Beware of the Overscheduled Life, Author Says
SMITH BRAIN TRUST – As our world accelerates at an unprecedented pace, one of the smartest things you can do is pause, says New York Times columnist and three-time Pulitzer Prize winner Thomas Friedman.
Humankind is living through what Friedman calls “one of the greatest inflection points in history.” It’s happening, he explained at the University of Maryland on Nov. 8, 2017, as the three biggest forces on the planet – Moore’s law (technology), the market (globalization) and Mother Nature (climate change) – gain speed at the same time. This quickening is dramatically altering our careers, communities, politics, geopolitics and our ethics.
“When you press the pause button on a computer, it stops,” said Friedman, quoting friend and mentor Dov Seidman, CEO of LRN. “But when you press the pause button on a human being, it starts.” Friedman, author of "Thank You for Being Late," was on campus this week as part of the Distinguished Speaker Series in International Business, hosted by the Robert H. Smith School of Business’s Center for Global Business and the College Park Business, Society & the Economy Scholars Program.
“Mother nature, for me, is climate change, biodiversity loss and population growth in the developing world,” Friedman said Wednesday, Nov. 8, in a packed lecture hall at the Edward St. John Learning and Teaching Center. “If you put all of them on a graph, it looks like a hockey stick.” The average global temperature on a graph has the same hockey stick appearance, he added, updating the slide, as does the recorded incidents of extreme weather. The growth in world population through history, he said, is “the mother of all hockey sticks.”
“The market, for me, is globalization, but not your father’s globalization,” he said. It’s not the sea change that came as companies loaded cargo on container ships bound for distant shores in a boom of worldwide trade. Today’s globalization is digital, he said. It’s Amazon, Facebook, PayPal and more. Digital globalization, graphed, rises like a hockey stick, he showed, as does global data consumption per month.

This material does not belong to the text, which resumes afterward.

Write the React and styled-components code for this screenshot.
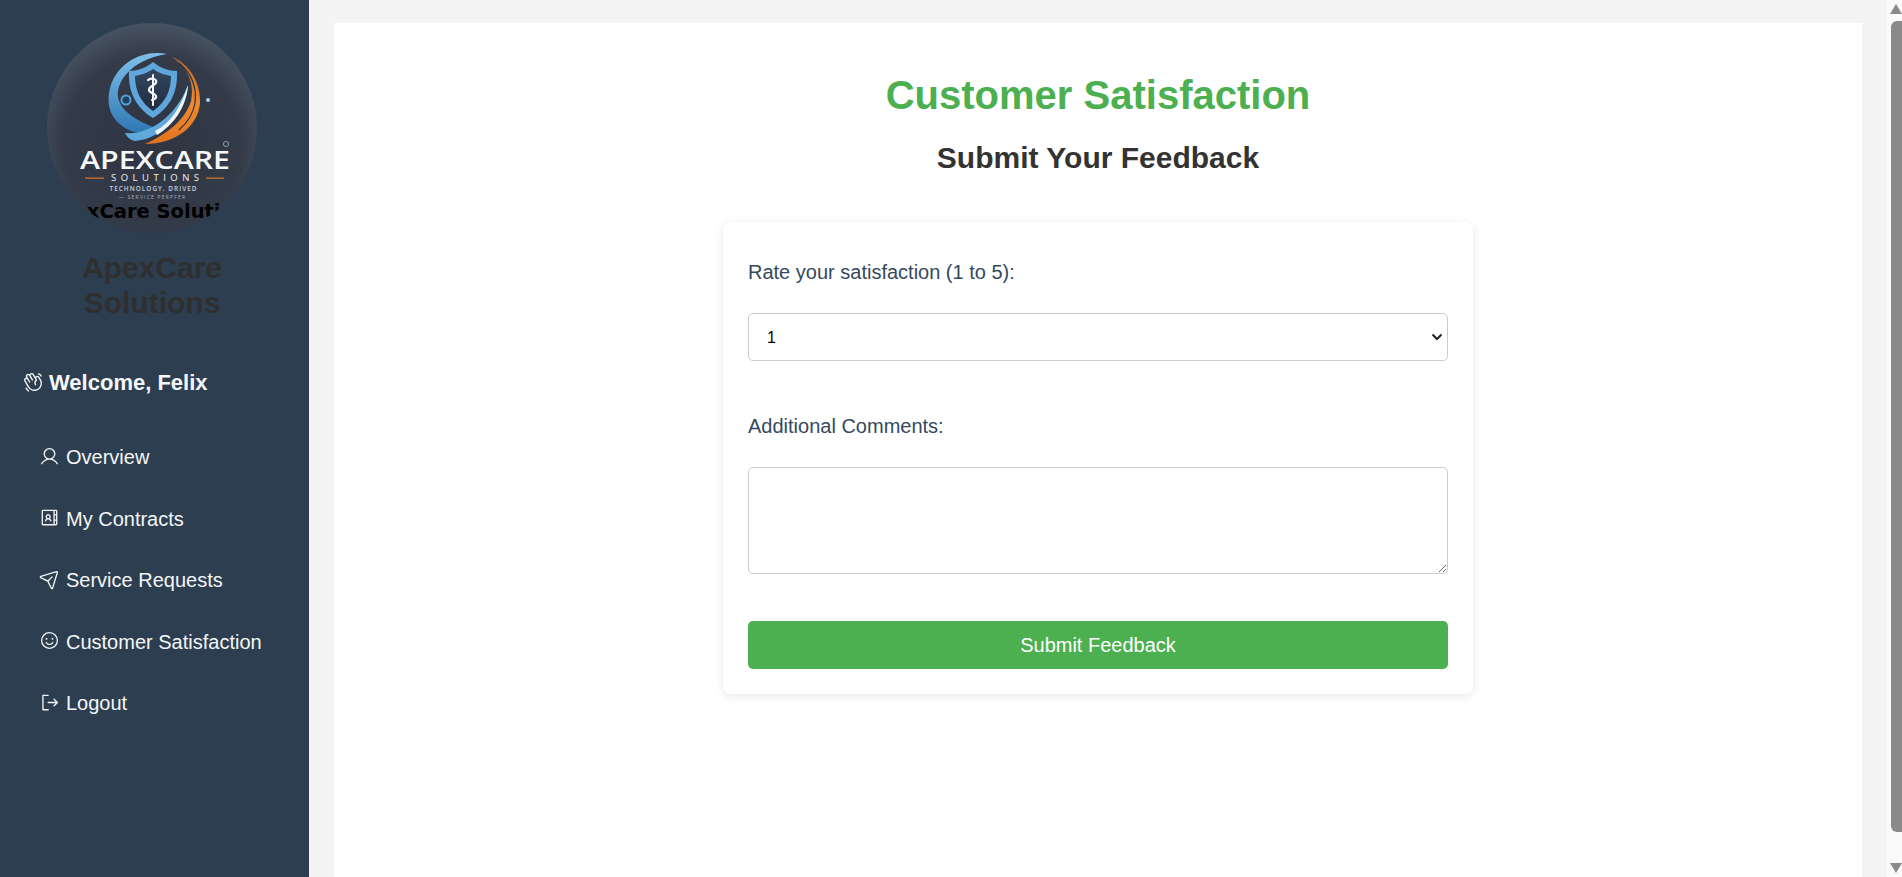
import React from 'react';
import styled, { createGlobalStyle } from 'styled-components';
import { PiHandWaving, PiUser, PiAddressBookTabs, PiPaperPlaneTilt, PiSmiley, PiSignOut } from 'react-icons/pi';

const GlobalStyle = createGlobalStyle`
  body {
    margin: 0;
    background: #f4f4f4;
    font-family: "Liberation Sans", Arial, sans-serif;
  }
`;

const Page = styled.div`
  display: flex;
  min-height: 910px;
  margin-right: 15px;
`;

const Sidebar = styled.aside`
  width: 309px;
  flex-shrink: 0;
  background: #2c3e50;
  padding-top: 23px;
  box-sizing: border-box;
`;

const LogoWrap = styled.div`
  width: 210px;
  height: 210px;
  margin-left: 47px;
`;

const Brand = styled.h2`
  margin: 18px 0 0 47px;
  width: 210px;
  font-size: 30px;
  line-height: 34.5px;
  font-weight: 700;
  text-align: center;
  color: #2f2f2f;
`;

const Welcome = styled.div`
  display: flex;
  align-items: center;
  gap: 5px;
  margin: 50px 0 0 22px;
  height: 26px;
  font-size: 22px;
  font-weight: 700;
  color: #f4f6f8;
  svg {
    font-size: 22px;
    margin-top: -2px;
  }
`;

const Nav = styled.nav`
  display: flex;
  flex-direction: column;
  gap: 10.5px;
  margin-top: 36px;
  padding-left: 39px;
`;

const NavItem = styled.a`
  display: flex;
  align-items: center;
  gap: 6px;
  height: 51px;
  font-size: 20px;
  color: #f4f6f8;
  svg {
    font-size: 21px;
    margin-top: -3px;
  }
`;

const Main = styled.main`
  flex: 1;
  padding: 23px 25px 25px;
  min-width: 0;
`;

const Panel = styled.section`
  background: #fff;
  height: 100%;
  box-sizing: border-box;
  padding-top: 49px;
`;

const Title = styled.h1`
  margin: 0;
  font-size: 40px;
  line-height: 46px;
  font-weight: 700;
  text-align: center;
  color: #4caf50;
`;

const Subtitle = styled.h2`
  margin: 22px 0 0;
  font-size: 30px;
  line-height: 35px;
  font-weight: 700;
  text-align: center;
  color: #333;
`;

const Card = styled.form`
  width: 750px;
  box-sizing: border-box;
  margin: 47px auto 0;
  padding: 25px;
  background: #fff;
  border-radius: 8px;
  box-shadow: 0 2px 10px rgba(0, 0, 0, 0.1);
`;

const Label = styled.label`
  display: block;
  margin: ${(p) => p.$top || 0}px 0 30px;
  padding-top: 14px;
  font-size: 20px;
  line-height: 22px;
  color: #34495e;
`;

const SelectWrap = styled.div`
  position: relative;
`;

const Select = styled.select`
  display: block;
  width: 100%;
  height: 48px;
  padding: 0 18px;
  box-sizing: border-box;
  appearance: none;
  background: #fff;
  color: #000;
  border: 1px solid #ccc;
  border-radius: 5px;
  font-family: inherit;
  font-size: 16px;
`;

const Chevron = styled.svg`
  position: absolute;
  right: 5px;
  top: 20px;
  width: 12px;
  height: 8px;
  pointer-events: none;
`;

const TextArea = styled.textarea`
  display: block;
  width: 100%;
  height: 107px;
  box-sizing: border-box;
  padding: 10px;
  background: #fff;
  border: 1px solid #ccc;
  border-radius: 5px;
  font-family: inherit;
  font-size: 16px;
`;

const Submit = styled.button`
  display: block;
  width: 100%;
  height: 48px;
  margin-top: 47px;
  border: none;
  border-radius: 5px;
  background: #4caf50;
  color: #fff;
  font-family: inherit;
  font-size: 20px;
`;

/* the window's scrollbar, drawn because the browser here hides its own */
const Rail = styled.div`
  position: fixed;
  top: 0;
  right: 0;
  bottom: 0;
  width: 15px;
  display: flex;
  flex-direction: column;
  align-items: flex-end;
  background: #fafafa;
`;

const Arrow = styled.div`
  width: 0;
  height: 0;
  border-left: 6px solid transparent;
  border-right: 6px solid transparent;
  ${(p) => (p.$down
    ? 'border-top: 10px solid #8a8a8a; margin-top: 31px; margin-bottom: 4px;'
    : 'border-bottom: 10px solid #8a8a8a; margin-top: 4px;')}
`;

const Thumb = styled.div`
  flex: 1;
  width: 11px;
  margin-top: 7px;
  background: #8a8a8a;
  border-radius: 6px 0 0 6px / 6px;
`;

function Logo() {
  return (
    <svg viewBox="0 0 210 210" width="210" height="210" role="img" aria-label="ApexCare Solutions logo">
      <defs>
        <radialGradient id="disc" cx="50%" cy="58%" r="60%">
          <stop offset="0" stopColor="#2f3542" />
          <stop offset="0.7" stopColor="#333a48" />
          <stop offset="1" stopColor="#4a5666" />
        </radialGradient>
        <linearGradient id="discFade" x1="0" y1="0" x2="0" y2="1">
          <stop offset="0.7" stopColor="#333a48" stopOpacity="0" />
          <stop offset="1" stopColor="#333a48" stopOpacity="0.9" />
        </linearGradient>
        <linearGradient id="blueArc" x1="0" y1="0" x2="0" y2="1">
          <stop offset="0" stopColor="#7fc0ea" />
          <stop offset="1" stopColor="#2f78b4" />
        </linearGradient>
        <linearGradient id="orangeArc" x1="0" y1="0" x2="0" y2="1">
          <stop offset="0" stopColor="#b8662a" />
          <stop offset="0.55" stopColor="#f18a2b" />
          <stop offset="1" stopColor="#e0741f" />
        </linearGradient>
        <linearGradient id="shieldFill" x1="0" y1="0" x2="0" y2="1">
          <stop offset="0" stopColor="#33475f" />
          <stop offset="1" stopColor="#1f2c3f" />
        </linearGradient>
        <clipPath id="discClip">
          <circle cx="105" cy="105" r="105" />
        </clipPath>
        <clipPath id="altClip">
          <rect x="38" y="170" width="143" height="36" />
        </clipPath>
      </defs>
      <g clipPath="url(#discClip)">
        <rect width="210" height="210" fill="url(#disc)" />
        <rect width="210" height="210" fill="url(#discFade)" />
        {/* swooshes round the shield */}
        <path d="M120 31 C95 26 70 40 63 65 C58 85 66 100 84 108 C92 111 100 108 106 104 C92 98 78 92 72 78 C66 60 85 36 120 31 Z" fill="url(#blueArc)" />
        <path d="M78 110 C100 112 128 96 141 62 C140 90 115 116 88 118 C83 117 80 114 78 110 Z" fill="#5fa9dd" />
        <path d="M108 108 C124 100 134 84 141 62 C139 86 125 103 110 112 Z" fill="#f2f5f8" />
        <path d="M125 34 C142 40 154 60 153 80 C151 104 128 121 98 121 C118 112 138 98 144 78 C148 60 140 44 125 34 Z" fill="url(#orangeArc)" />
        <path d="M132 40 C144 50 150 64 148 80 C146 92 140 100 132 107" fill="none" stroke="#2b3342" strokeWidth="1.2" />
        {/* shield */}
        <path d="M106 39 C113 45 122 48 130 48 C131 68 124 84 106 95 C88 84 81 68 82 48 C90 48 99 45 106 39 Z" fill="#5ea6dc" />
        <path d="M106 46 C112 50 118 52 124 53 C124 68 118 80 106 88 C94 80 88 68 88 53 C94 52 100 50 106 46 Z" fill="url(#shieldFill)" />
        <path d="M106 52 V82" stroke="#f3f6f9" strokeWidth="2" strokeLinecap="round" />
        <path d="M101 57 C106 54 112 57 108 61 C103 64 99 67 105 70 C110 72 111 75 105 77" fill="none" stroke="#f3f6f9" strokeWidth="2.2" strokeLinecap="round" />
        {/* small dots */}
        <circle cx="79" cy="77" r="4.5" fill="#24405e" stroke="#4ea3de" strokeWidth="2" />
        <circle cx="161" cy="77" r="2" fill="#a9d3ee" />
        <circle cx="179" cy="121" r="2.6" fill="none" stroke="#8b97a5" strokeWidth="1" />
        {/* wordmark */}
        <text x="108" y="146" textAnchor="middle" textLength="150" lengthAdjust="spacingAndGlyphs" fontFamily="'Open Sans', sans-serif" fontSize="25" fontWeight="600" fill="#f5f7f9">APEXCARE</text>
        <text x="108" y="158" textAnchor="middle" textLength="88" fontFamily="'Open Sans', sans-serif" fontSize="9.5" fontWeight="500" fill="#eef1f4">SOLUTIONS</text>
        <rect x="38" y="154.5" width="19" height="1.2" fill="#d9752c" />
        <rect x="159" y="154.5" width="18" height="1.2" fill="#d9752c" />
        <text x="106" y="168" textAnchor="middle" textLength="87" fontFamily="'Open Sans', sans-serif" fontSize="6.4" fontWeight="600" fill="#c6d0db">TECHNOLOGY. DRIVED</text>
        <text x="105" y="176" textAnchor="middle" textLength="66" fontFamily="'Open Sans', sans-serif" fontSize="4.8" fill="#aab6c3">— SERVICE PERPFER</text>
        {/* the logo's own cut-off caption */}
        <g clipPath="url(#altClip)">
          <text x="105" y="195" textAnchor="middle" fontFamily="'DejaVu Sans', sans-serif" fontSize="19.5" fontWeight="700" fill="#000">ApexCare Solutions</text>
        </g>
      </g>
    </svg>
  );
}

const items = [
  { label: 'Overview', icon: PiUser },
  { label: 'My Contracts', icon: PiAddressBookTabs },
  { label: 'Service Requests', icon: PiPaperPlaneTilt },
  { label: 'Customer Satisfaction', icon: PiSmiley },
  { label: 'Logout', icon: PiSignOut },
];

export default function App() {
  return (
    <Page>
      <GlobalStyle />
      <Sidebar>
        <LogoWrap>
          <Logo />
        </LogoWrap>
        <Brand>ApexCare Solutions</Brand>
        <Welcome>
          <PiHandWaving />
          Welcome, Felix
        </Welcome>
        <Nav>
          {items.map((item) => (
            <NavItem key={item.label}>
              <item.icon />
              {item.label}
            </NavItem>
          ))}
        </Nav>
      </Sidebar>
      <Main>
        <Panel>
          <Title>Customer Satisfaction</Title>
          <Subtitle>Submit Your Feedback</Subtitle>
          <Card>
            <Label htmlFor="rating">Rate your satisfaction (1 to 5):</Label>
            <SelectWrap>
              <Select id="rating" defaultValue="1">
                <option value="1">1</option>
                <option value="2">2</option>
                <option value="3">3</option>
                <option value="4">4</option>
                <option value="5">5</option>
              </Select>
              <Chevron viewBox="0 0 12 8">
                <path d="M1.5 1.5 L6 6 L10.5 1.5" fill="none" stroke="#222" strokeWidth="2" />
              </Chevron>
            </SelectWrap>
            <Label htmlFor="comments" $top={40}>Additional Comments:</Label>
            <TextArea id="comments" />
            <Submit type="button">Submit Feedback</Submit>
          </Card>
        </Panel>
      </Main>
      <Rail>
        <Arrow />
        <Thumb />
        <Arrow $down />
      </Rail>
    </Page>
  );
}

Moore’s law meanwhile, the term coined in a 1965 paper by Gordon Moore, holds that the speed and power of microchips doubles roughly every every two years. For decades, analysts have predicted that technology advancement would slow from what they posited was an unsustainably fast pace. “And for 52 years, they have been wrong,” said Friedman, adding “Moore’s law is alive and well.”
“If you think the world is fast now, just wait until the end of the year,” he said.
He urged the students to remain lifelong learners if they want to remain relevant and employed throughout their working years.
He called on them to treasure their membership in the human race and to take seriously their role as the “Noah generation” in the face of escalating climate risks, telling them, “You will be responsible for saving the last two pairs.”
The problems they will face, he told them, are not the problems of the future, not problems that can be addressed later, when it’s more convenient. “For you guys, later is officially now, because later will be too late,” he said.
He encouraged them to embrace the importance of community, which he said is becoming more important than ever as the world evolves from being not just interconnected but also interdependent.
“In an interdependent world, your rivals falling becomes more dangerous than your rivals rising. If China takes six more islands in the China Sea, personally, I couldn’t care less,” he said. “But if China loses 6 percent growth, this school and other schools will be cutting programs.”
Americans now live more than half their lives on the internet, he explained, citing recent research. It’s where we work, shop, bank, get a mortgage, connect with friends and family members, find love, plan vacations and so much more. “And at the same time, thanks to these accelerations, we are now standing as the human species at an intersection that we have never stood at before – a moral intersection,” he said.
“In 1945, we entered a world, post-Hiroshima, where one country could kill all of us,” he said. “I think we are entering a world where one person can kill all of us. And where all of us could actually fix everything. All of us, if we put our minds to it, could actually feed, house, clothe and educate every person on the planet. We have never been to this intersection before.”
“What does that mean?” he asked. He paused. “It means that what every person thinks, believes and feels now really matters.”
In the first chapter of his latest book, Friedman explains its curious title. For years, driven to maximize every hour of the day, he has scheduled breakfast meetings with friends and professional contacts – government officials, analysts, diplomats and others. And sometimes, those breakfast companions would be late. The tardiness, he wrote, gave him a rare gift – a few unscheduled minutes for people-watching or contemplation. His breakfast partners would arrived, sputtering apologies and offering explanations for their delay.
One particular morning, a delayed breakfast meeting gave him the time to thread together two ideas that he’d been struggling with. When his friend arrived, apologizing, he told him, genuinely, that the moments spent waiting were a gift, effusing, “Thank you for being late.”
“Nothing sums up better what I am trying to do with this book – to pause, to get off the merry-go-round on which I’ve been spinning for so many years as a twice-a-week columnist for The New York Times, and to reflect more deeply on what seems to me to be a fundamental turning point in history,” he writes in “Thank You.”